PROBLEM TO SOLVE
Lines that contain the string "this" are to be copied; leave out all others.

TASK INPUTS
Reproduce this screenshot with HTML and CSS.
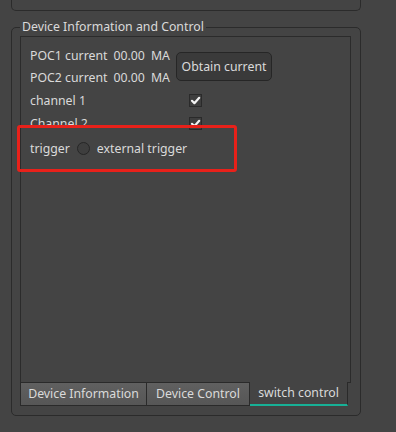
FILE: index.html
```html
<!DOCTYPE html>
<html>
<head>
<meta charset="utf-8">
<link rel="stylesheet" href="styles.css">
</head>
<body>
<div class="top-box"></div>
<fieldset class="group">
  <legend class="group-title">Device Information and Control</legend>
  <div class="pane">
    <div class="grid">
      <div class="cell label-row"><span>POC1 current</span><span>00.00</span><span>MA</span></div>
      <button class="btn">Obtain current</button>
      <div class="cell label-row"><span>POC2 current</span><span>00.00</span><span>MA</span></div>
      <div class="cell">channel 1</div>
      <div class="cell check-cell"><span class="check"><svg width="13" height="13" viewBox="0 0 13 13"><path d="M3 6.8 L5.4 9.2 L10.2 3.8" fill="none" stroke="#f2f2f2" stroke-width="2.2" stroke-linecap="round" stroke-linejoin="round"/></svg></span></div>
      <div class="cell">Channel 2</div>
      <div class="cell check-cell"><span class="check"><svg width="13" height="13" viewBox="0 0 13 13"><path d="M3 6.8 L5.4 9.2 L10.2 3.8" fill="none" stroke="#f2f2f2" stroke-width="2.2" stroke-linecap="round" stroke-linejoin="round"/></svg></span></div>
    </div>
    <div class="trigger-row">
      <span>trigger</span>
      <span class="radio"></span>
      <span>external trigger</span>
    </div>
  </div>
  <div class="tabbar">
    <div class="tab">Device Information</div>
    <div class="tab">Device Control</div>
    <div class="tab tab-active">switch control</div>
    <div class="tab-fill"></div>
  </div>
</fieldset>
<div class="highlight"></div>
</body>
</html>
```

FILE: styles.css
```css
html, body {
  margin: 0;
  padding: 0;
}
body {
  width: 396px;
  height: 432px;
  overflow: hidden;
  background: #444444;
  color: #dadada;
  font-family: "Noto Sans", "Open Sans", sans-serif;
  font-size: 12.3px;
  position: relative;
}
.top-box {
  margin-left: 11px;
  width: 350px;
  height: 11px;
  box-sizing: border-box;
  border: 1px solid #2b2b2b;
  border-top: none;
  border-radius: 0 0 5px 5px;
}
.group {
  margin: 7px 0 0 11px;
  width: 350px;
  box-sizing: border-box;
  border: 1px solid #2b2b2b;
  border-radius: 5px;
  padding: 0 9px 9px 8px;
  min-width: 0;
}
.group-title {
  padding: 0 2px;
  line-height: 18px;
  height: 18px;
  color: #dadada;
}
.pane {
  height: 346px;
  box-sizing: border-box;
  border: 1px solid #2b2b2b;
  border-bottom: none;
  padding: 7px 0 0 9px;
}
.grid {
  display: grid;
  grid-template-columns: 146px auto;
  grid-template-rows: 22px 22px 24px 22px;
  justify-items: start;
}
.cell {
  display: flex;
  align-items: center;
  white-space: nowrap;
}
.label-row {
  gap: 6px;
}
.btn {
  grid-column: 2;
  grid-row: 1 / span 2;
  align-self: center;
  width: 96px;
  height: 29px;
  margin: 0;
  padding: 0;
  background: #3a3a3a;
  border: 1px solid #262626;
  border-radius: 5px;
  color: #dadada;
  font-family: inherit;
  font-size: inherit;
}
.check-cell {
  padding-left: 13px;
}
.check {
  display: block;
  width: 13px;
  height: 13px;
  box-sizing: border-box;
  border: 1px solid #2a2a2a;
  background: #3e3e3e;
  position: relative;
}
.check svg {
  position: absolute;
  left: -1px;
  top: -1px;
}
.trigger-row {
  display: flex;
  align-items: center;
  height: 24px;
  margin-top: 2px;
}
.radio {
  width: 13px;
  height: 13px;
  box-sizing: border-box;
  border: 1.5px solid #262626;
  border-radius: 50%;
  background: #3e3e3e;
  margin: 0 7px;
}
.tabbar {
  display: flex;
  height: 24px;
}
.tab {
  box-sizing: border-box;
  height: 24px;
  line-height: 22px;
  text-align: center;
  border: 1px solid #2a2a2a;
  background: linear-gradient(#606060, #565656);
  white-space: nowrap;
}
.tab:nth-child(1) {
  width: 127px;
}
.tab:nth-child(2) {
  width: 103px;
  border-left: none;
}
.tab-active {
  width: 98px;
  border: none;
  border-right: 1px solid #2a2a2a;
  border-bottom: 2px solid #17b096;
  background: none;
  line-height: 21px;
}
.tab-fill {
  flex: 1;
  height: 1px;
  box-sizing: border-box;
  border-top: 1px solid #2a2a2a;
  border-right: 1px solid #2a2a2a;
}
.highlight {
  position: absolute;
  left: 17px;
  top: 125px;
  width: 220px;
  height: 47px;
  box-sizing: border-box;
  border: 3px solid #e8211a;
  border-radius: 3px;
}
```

---

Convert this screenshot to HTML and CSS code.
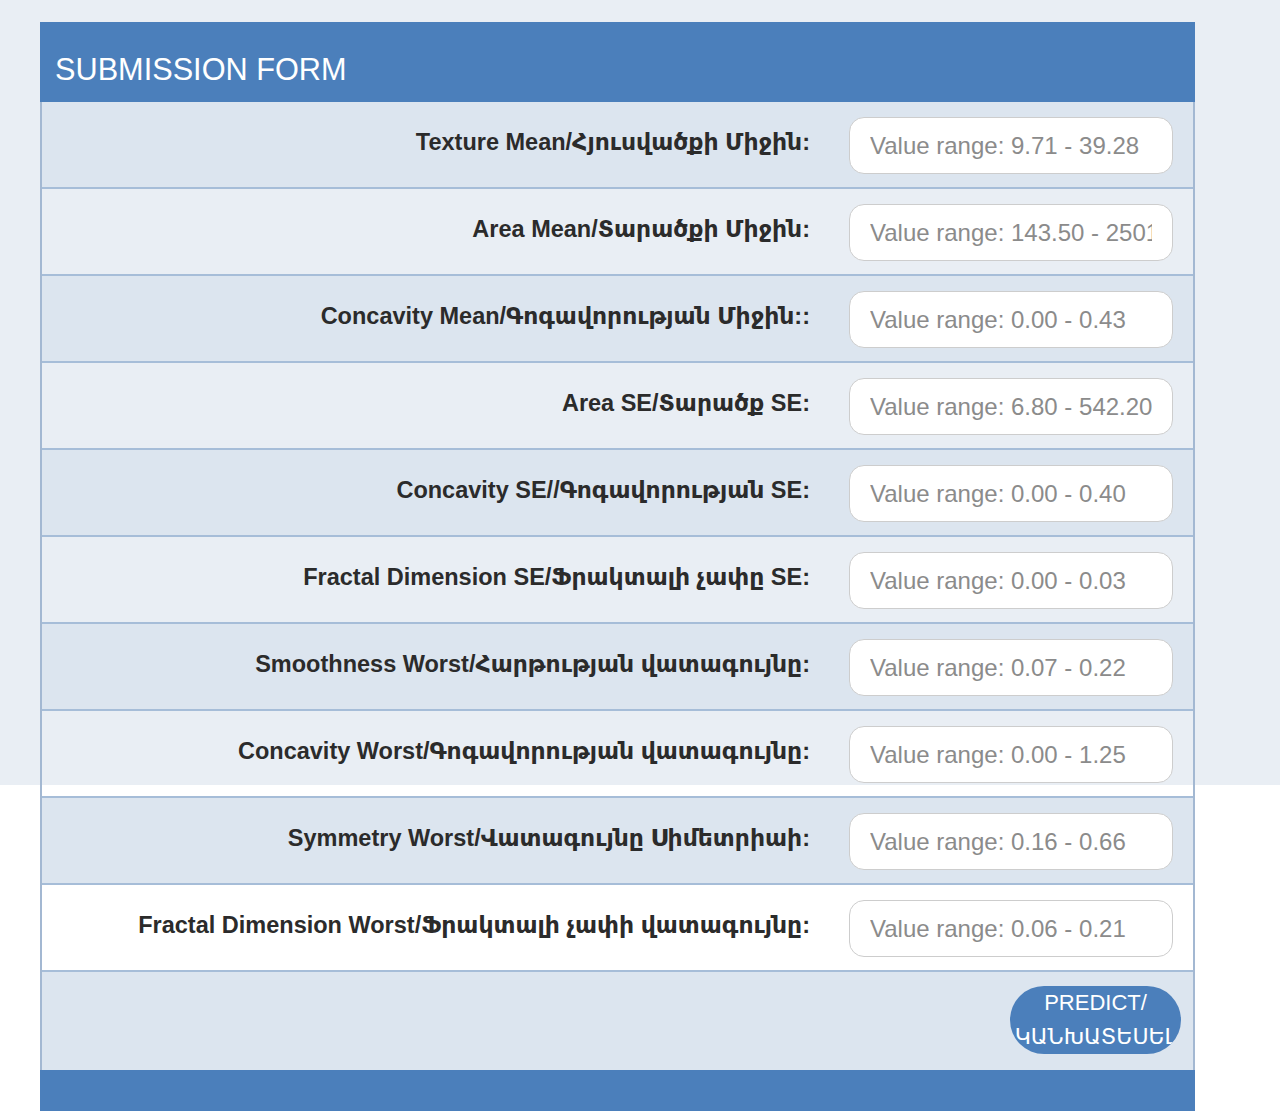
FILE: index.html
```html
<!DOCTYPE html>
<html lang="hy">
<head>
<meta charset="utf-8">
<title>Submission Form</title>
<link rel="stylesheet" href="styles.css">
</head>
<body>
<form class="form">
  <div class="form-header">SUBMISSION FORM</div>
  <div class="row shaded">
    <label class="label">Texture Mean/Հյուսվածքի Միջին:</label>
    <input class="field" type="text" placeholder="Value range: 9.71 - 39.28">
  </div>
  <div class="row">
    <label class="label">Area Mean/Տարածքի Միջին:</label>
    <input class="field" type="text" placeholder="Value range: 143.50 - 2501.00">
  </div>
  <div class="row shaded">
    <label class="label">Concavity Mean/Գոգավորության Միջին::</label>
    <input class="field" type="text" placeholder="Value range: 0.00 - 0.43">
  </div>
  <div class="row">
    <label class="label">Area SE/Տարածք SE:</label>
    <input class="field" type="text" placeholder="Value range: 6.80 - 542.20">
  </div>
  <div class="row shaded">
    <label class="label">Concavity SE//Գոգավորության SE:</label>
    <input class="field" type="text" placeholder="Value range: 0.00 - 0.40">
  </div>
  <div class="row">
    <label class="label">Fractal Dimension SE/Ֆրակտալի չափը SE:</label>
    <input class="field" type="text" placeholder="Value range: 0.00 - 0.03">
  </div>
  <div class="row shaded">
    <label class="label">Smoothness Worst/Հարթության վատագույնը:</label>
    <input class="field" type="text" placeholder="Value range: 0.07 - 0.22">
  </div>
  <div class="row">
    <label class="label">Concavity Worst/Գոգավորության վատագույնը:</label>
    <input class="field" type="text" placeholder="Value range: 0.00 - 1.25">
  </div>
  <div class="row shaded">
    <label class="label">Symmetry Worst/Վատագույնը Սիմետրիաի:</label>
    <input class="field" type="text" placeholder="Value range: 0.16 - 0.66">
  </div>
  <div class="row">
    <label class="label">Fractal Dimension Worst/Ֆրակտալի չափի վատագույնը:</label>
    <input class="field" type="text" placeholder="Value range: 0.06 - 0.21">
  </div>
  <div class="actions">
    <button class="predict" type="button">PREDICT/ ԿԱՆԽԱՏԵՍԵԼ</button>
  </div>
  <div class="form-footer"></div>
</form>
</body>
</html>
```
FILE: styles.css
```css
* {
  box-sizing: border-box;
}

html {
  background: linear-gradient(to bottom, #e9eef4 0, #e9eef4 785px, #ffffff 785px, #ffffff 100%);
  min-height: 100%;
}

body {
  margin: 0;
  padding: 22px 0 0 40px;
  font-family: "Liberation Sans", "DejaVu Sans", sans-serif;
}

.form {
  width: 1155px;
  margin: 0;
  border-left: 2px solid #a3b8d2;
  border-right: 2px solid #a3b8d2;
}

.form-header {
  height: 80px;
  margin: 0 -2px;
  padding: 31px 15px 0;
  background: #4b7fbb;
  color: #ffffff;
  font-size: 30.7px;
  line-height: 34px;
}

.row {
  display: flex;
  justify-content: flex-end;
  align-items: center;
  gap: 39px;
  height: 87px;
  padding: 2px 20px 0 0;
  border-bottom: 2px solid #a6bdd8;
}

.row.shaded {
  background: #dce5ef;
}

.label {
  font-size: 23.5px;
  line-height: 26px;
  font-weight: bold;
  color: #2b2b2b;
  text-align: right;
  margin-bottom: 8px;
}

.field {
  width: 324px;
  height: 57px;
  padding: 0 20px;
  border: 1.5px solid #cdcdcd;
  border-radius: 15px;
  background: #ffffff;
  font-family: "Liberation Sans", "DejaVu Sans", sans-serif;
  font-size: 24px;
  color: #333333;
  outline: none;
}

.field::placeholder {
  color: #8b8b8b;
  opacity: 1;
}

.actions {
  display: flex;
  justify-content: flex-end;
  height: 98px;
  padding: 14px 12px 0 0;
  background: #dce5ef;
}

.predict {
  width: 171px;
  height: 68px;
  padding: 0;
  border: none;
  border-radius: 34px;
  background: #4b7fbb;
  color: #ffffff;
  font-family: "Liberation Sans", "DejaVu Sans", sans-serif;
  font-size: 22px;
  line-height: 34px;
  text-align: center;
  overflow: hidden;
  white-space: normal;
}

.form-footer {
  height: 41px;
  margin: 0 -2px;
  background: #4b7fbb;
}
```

...

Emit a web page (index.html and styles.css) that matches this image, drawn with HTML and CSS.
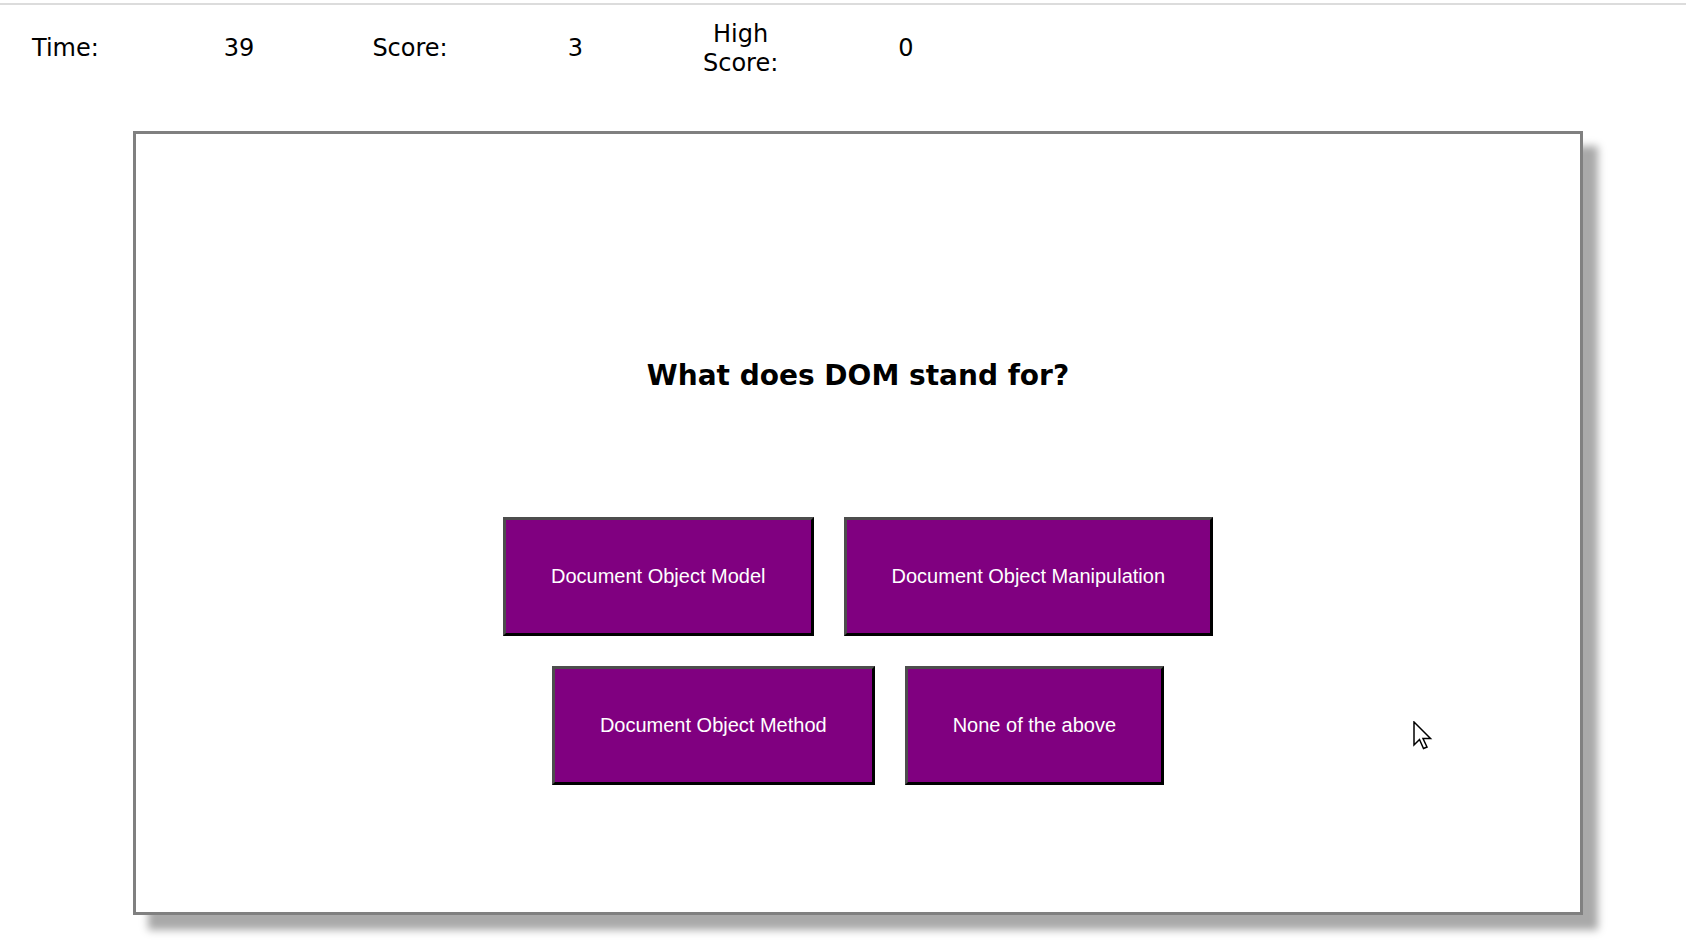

SOLVED EXERCISE
Reproduce this screenshot with HTML and CSS.
Convert this screenshot to HTML and CSS code.
Emit a web page (index.html and styles.css) that matches this image, drawn with HTML and CSS.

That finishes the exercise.